- Flag of South Africa
- Department of Agriculture, Land Reform and Rural Development
- Appointer: President of South Africa
- Precursor: Minister of Agriculture, Forestry and Fisheries; Minister of Rural Development and Land Reform
- Formation: 29 May 2019
- Final holder: Thoko Didiza
- Abolished: 30 June 2024
- Succession: Minister of Agriculture; Minister of Land Reform and Rural Development
- Deputy: Deputy Minister of Agriculture, Land Reform and Rural Development
- Salary: R2,401,633
- Website: Department of Agriculture, Land Reform and Rural Development

= Minister of Agriculture, Land Reform and Rural Development =

Position in the Cabinet of South Africa

The minister of agriculture, land reform and rural development was a minister of the Cabinet of South Africa, with political executive responsibility for agriculture, land reform and rural development, as well as for the Agricultural Research Council, the National Agricultural Marketing Council, Onderstepoort Biological Products, the Perishable Products Export Control Board, and Ncera Farms.

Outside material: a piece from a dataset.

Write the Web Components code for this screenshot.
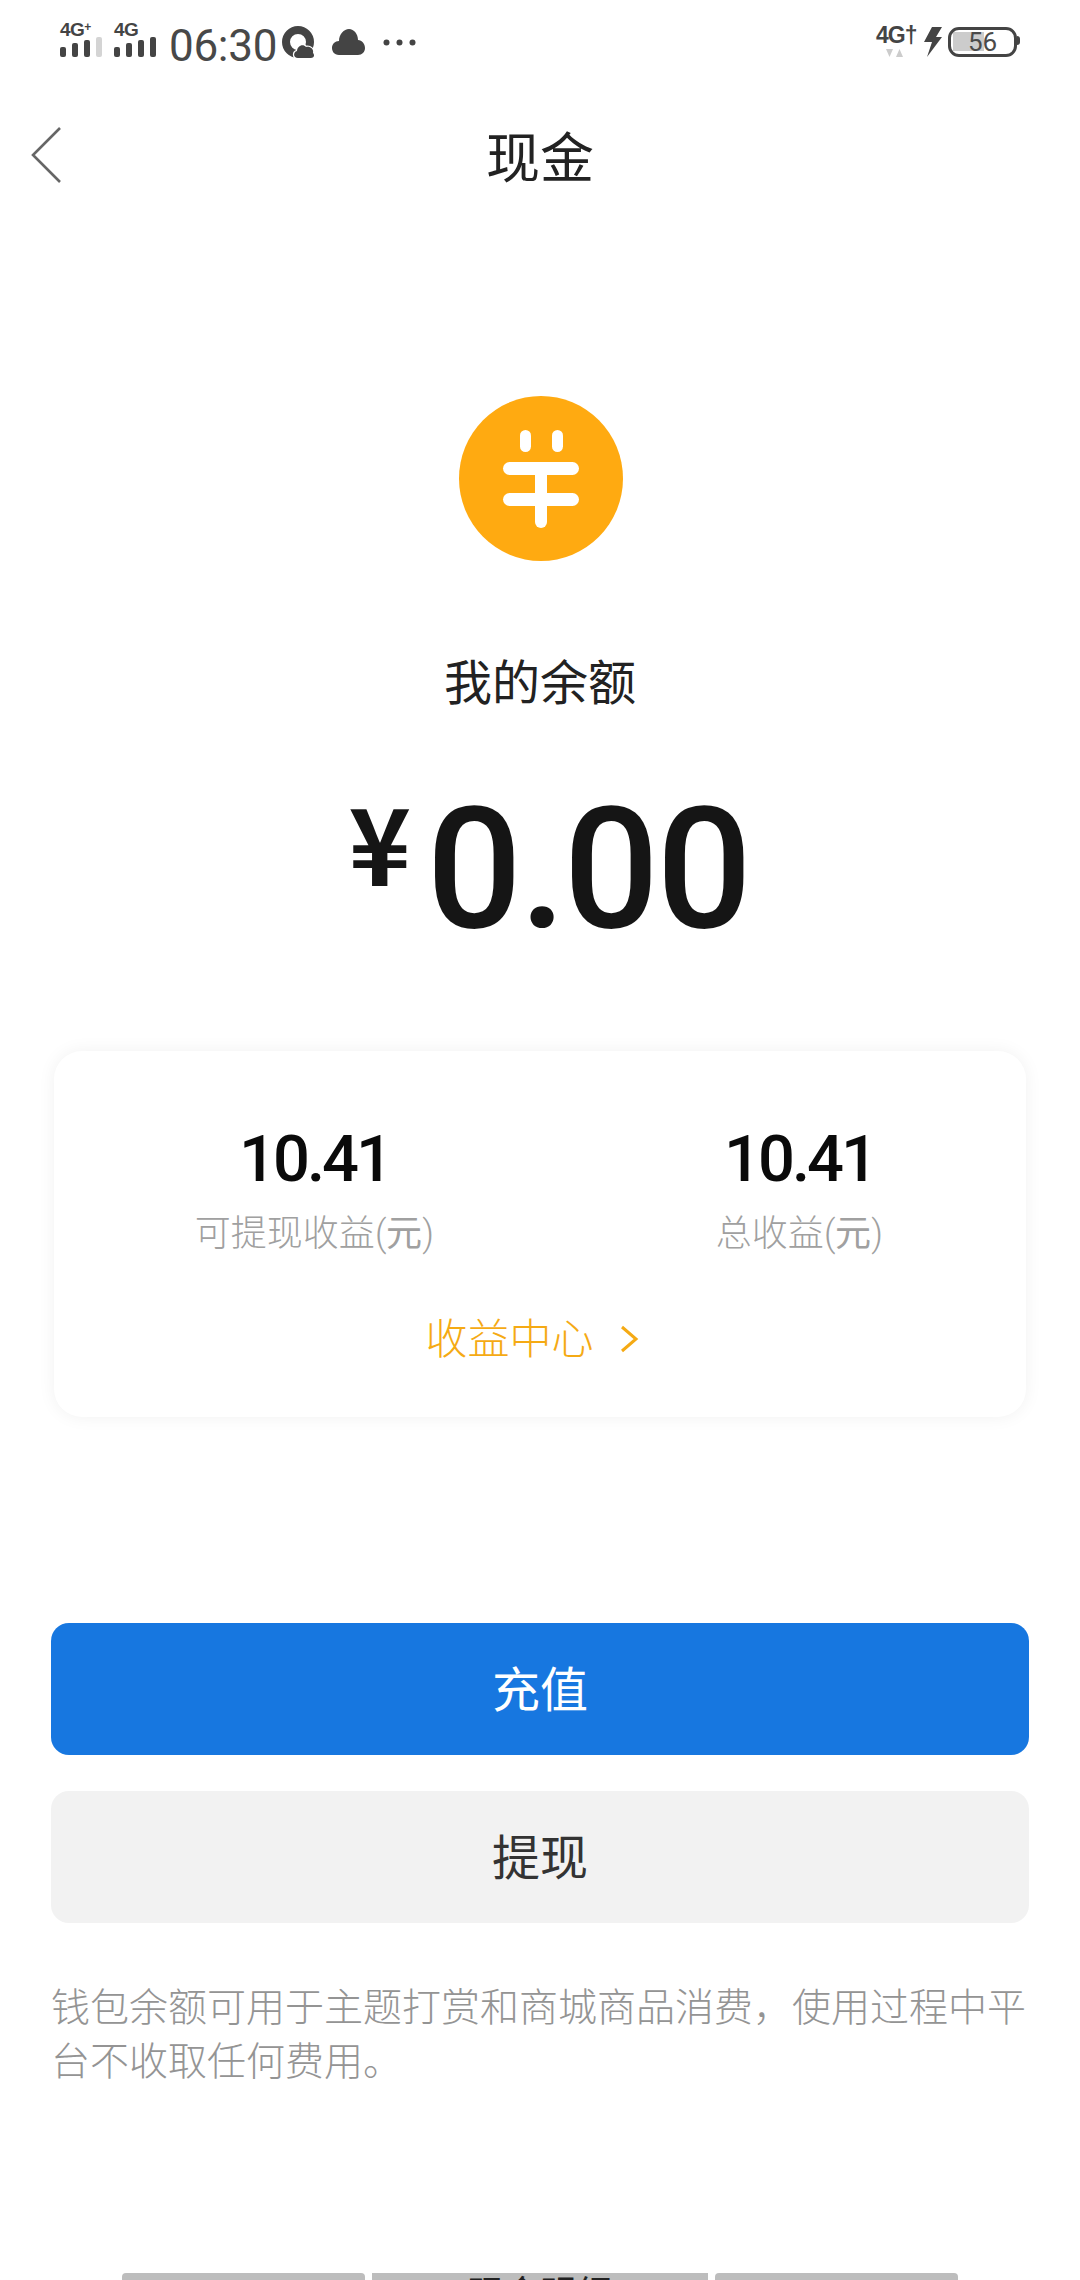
<!DOCTYPE html>
<html lang="zh-CN"><head><meta charset="utf-8"><title>现金</title>
<style>
html,body{margin:0;padding:0;background:#fff}
body{width:1080px;height:2280px;overflow:hidden;display:flex;flex-direction:column;font-family:"Noto Sans CJK SC","Noto Sans",sans-serif;color:#222}
</style></head><body>
<status-bar></status-bar>
<nav-bar>现金</nav-bar>
<coin-icon></coin-icon>
<balance-block label="我的余额" amount="0.00"></balance-block>
<earn-card></earn-card>
<action-button kind="primary">充值</action-button>
<action-button kind="secondary">提现</action-button>
<note-text>钱包余额可用于主题打赏和商城商品消费，使用过程中平台不收取任何费用。</note-text>
<bottom-tabs></bottom-tabs>
<script>
function def(name,html,init){
  customElements.define(name,class extends HTMLElement{
    constructor(){super();this.attachShadow({mode:'open'}).innerHTML=typeof html==='function'?html(this):html;}
    connectedCallback(){if(init)init(this,this.shadowRoot);}
  });
}
const bars=(on)=>`<svg width="42" height="20" viewBox="0 0 42 20">${[[0,10],[12,14],[24,17],[36,20]].map((b,i)=>`<rect x="${b[0]}" y="${20-b[1]}" width="6" height="${b[1]}" rx="2" fill="${i<on?'#444':'#d4d4d4'}"/>`).join('')}</svg>`;
def('status-bar',`<style>
:host{display:flex;height:72px;box-sizing:border-box;padding:23px 60px 0;color:#444;font-family:Roboto,"Liberation Sans",sans-serif;align-items:flex-start}
.sig{display:flex;flex-direction:column;width:42px;height:34px;justify-content:space-between}
.sig b{font:700 19px/14px "Liberation Sans",sans-serif;letter-spacing:-.6px;height:14px;display:block}
.sig b sup{font-size:12px;line-height:0;vertical-align:5px}
.sig + .sig{margin-left:12px}
.time{font:400 44px/36px Roboto,sans-serif;margin:5px 0 0 13px;width:113px;letter-spacing:-.3px;color:#484848}
svg{display:block}
.q{margin:3px 0 0 0}.cl{margin:6px 0 0 16px}.dots{margin:16px 0 0 18px}
.right{margin-left:auto;display:flex;align-items:flex-start;margin-right:0}
.lte{width:38px;margin-top:3px;position:relative}
.lte b{font:700 23px/19px "Liberation Sans",sans-serif;letter-spacing:-1px;display:block;height:19px;white-space:nowrap}
.bolt{margin:4px 0 0 10px}
.bat{margin:4px 0 0 6px;width:69px;height:30px;box-sizing:border-box;border:3.5px solid #444;border-radius:11px;display:flex;justify-content:center;align-items:center;font:400 26px/23px Roboto,sans-serif;color:#4a4a4a;padding:2px;background:linear-gradient(#ccc,#ccc) 2px 2px/31px 19px no-repeat;background-origin:padding-box}
.nub{margin:13px 0 0 0;width:3px;height:9px;background:#444;border-radius:0 3px 3px 0}
</style>
<div class="sig"><b>4G<sup>+</sup></b>${bars(3)}</div>
<div class="sig"><b>4G</b>${bars(4)}</div>
<div class="time">06:30</div>
<svg class="q" width="34" height="33" viewBox="0 0 34 33"><circle cx="16" cy="16" r="12" fill="none" stroke="#444" stroke-width="8"/><path d="M16 32c-5 0-5-6-1-7 0-5 6-8 9-4 4-1 8 2 7 6 2 2 1 5-2 5z" fill="#444" stroke="#fff" stroke-width="2.500" paint-order="stroke"/></svg>
<svg class="cl" width="33" height="26" viewBox="0 0 33 26"><path d="M7 26C2 26 0 22 0 19c0-4 3-7 7-7 0-7 5-12 10-12s9 5 9 11c4 0 7 4 7 8s-3 7-7 7z" fill="#444"/></svg>
<svg class="dots" width="33" height="7" viewBox="0 0 33 7"><circle cx="3.5" cy="3.5" r="3" fill="#444"/><circle cx="16.5" cy="3.5" r="3" fill="#444"/><circle cx="29.5" cy="3.5" r="3" fill="#444"/></svg>
<div class="right">
<div class="lte"><b>4G†</b><svg width="38" height="10" viewBox="0 0 38 10" style="margin-top:3px"><path d="M10 1h7l-3.500 8zM20 9h7l-3.500-8z" fill="#ccc"/></svg></div>
<svg class="bolt" width="18" height="30" viewBox="0 0 18 30"><path d="M8 0h10l-6 10h6L3 30l5-15H0z" fill="#444"/></svg>
<div class="bat">56</div><div class="nub"></div>
</div>`);
def('nav-bar',`<style>
:host{display:flex;height:166px;align-items:center;justify-content:center;position:relative;font-size:54px;font-weight:400;color:#222;line-height:70px}
svg{position:absolute;left:30px;top:54px}
</style><svg width="32" height="58" viewBox="0 0 32 58"><path d="M30 2L3 29l27 27" fill="none" stroke="#666" stroke-width="2.600"/></svg><slot></slot>`);
def('coin-icon',`<style>:host{display:flex;justify-content:center;margin:158px 0 0 2px}svg{display:block}</style>
<svg width="164" height="165" viewBox="0 0 164 165"><ellipse cx="82" cy="82.500" rx="82" ry="82.500" fill="#ffaa11"/><g fill="#fff"><rect x="61" y="34" width="11" height="22" rx="5.500"/><rect x="93" y="34" width="11" height="22" rx="5.500"/><rect x="44" y="66" width="76" height="13" rx="6.500"/><rect x="44" y="97" width="76" height="13" rx="6.500"/><rect x="76" y="70" width="12" height="62" rx="6"/></g></svg>`);
def('balance-block',e=>`<style>
:host{display:block;margin-top:86px}
.l{text-align:center;font-size:48px;line-height:64px;color:#222}
.a{display:flex;justify-content:center;margin:75px 0 0 0;height:265px;color:#151515;padding-left:26px}
.y{font:700 106px/1 "Noto Sans CJK SC",sans-serif;width:64px;margin-right:14px;height:100px;margin-top:1px;margin-left:-8px;color:#151515}
.n{font:500 168px/168px Roboto,sans-serif;letter-spacing:-2.500px}
</style><div class="l">${e.getAttribute('label')}</div><div class="a"><span class="y">¥</span><span class="n">${e.getAttribute('amount')}</span></div>`);
def('stat-item',e=>`<style>
:host{display:block;text-align:center;flex:0 0 485px}
.v{font:500 65px/70px Roboto,sans-serif;color:#0a0a0a;letter-spacing:-3px}
.c{font-size:36px;line-height:50px;color:#a0a0a0;margin-top:11px;font-weight:300}
.c span{font-family:Roboto,sans-serif;font-weight:300}
</style><div class="v">${e.getAttribute('value')}</div><div class="c">${e.getAttribute('caption')}<span>(元)</span></div>`);
def('earn-card',`<style>
:host{display:block;margin:0 54px;height:366px;box-sizing:border-box;border-radius:28px;background:#fff;box-shadow:0 0 18px rgba(0,0,0,.06);padding-top:73px}
.row{display:flex;padding-left:18px;width:954px}
.link{display:flex;justify-content:center;align-items:center;color:#f5aa14;font-size:42px;line-height:60px;margin-top:47px;gap:26px;margin-right:16px;font-weight:300}
svg{margin-top:5px}
</style><div class="row"><stat-item value="10.41" caption="可提现收益"></stat-item><stat-item value="10.41" caption="总收益"></stat-item></div>
<div class="link"><span>收益中心</span><svg width="19" height="28" viewBox="0 0 19 28"><path d="M2 2l14 12L2 26" fill="none" stroke="#f5aa14" stroke-width="3"/></svg></div>`);
def('action-button',`<style>
:host{display:flex;align-items:center;justify-content:center;margin:0 51px;height:132px;border-radius:18px;font-size:48px;box-sizing:border-box;padding-bottom:7px;font-weight:400}
:host([kind=primary]){background:#1777e0;color:#fff;margin-top:206px}
:host([kind=secondary]){background:#f2f2f2;color:#333;margin-top:36px}
</style><slot></slot>`);
def('note-text',`<style>:host{display:block;margin:54px 51px 0;font-size:39px;line-height:54px;color:#949494;width:978px;font-weight:300}</style><slot></slot>`);
def('bottom-tabs',`<style>
:host{display:flex;height:7px;margin-top:auto;padding-left:122px;gap:7px;overflow:hidden}
i{display:block;height:7px;background:#bdbdbd;border-radius:4px 4px 0 0;overflow:hidden}
.m{width:336px;text-align:center;font:400 36px/50px "Noto Sans CJK SC",sans-serif;color:#222;font-style:normal;border-radius:0}
.m span{display:block;margin-top:-7px}
</style><i style="width:243px"></i><i class="m"><span>现金明细</span></i><i style="width:243px"></i>`);
</script>
</body></html>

The agriculture, land reform and rural development portfolio was created in the 2019 cabinet reorganization by President Cyril Ramaphosa; the minister inherited the responsibility for agriculture from the minister of agriculture, forestry and fisheries. The last minister of agriculture, forestry and fisheries was Senzeni Zokwana with Sfiso Buthelezi as his deputy, before the portfolio was changed in May 2019.

The ministry was split in 2024 into the Ministry of Agriculture and the Ministry of Land Reform and Rural Development in the third cabinet of Cyril Ramaphosa.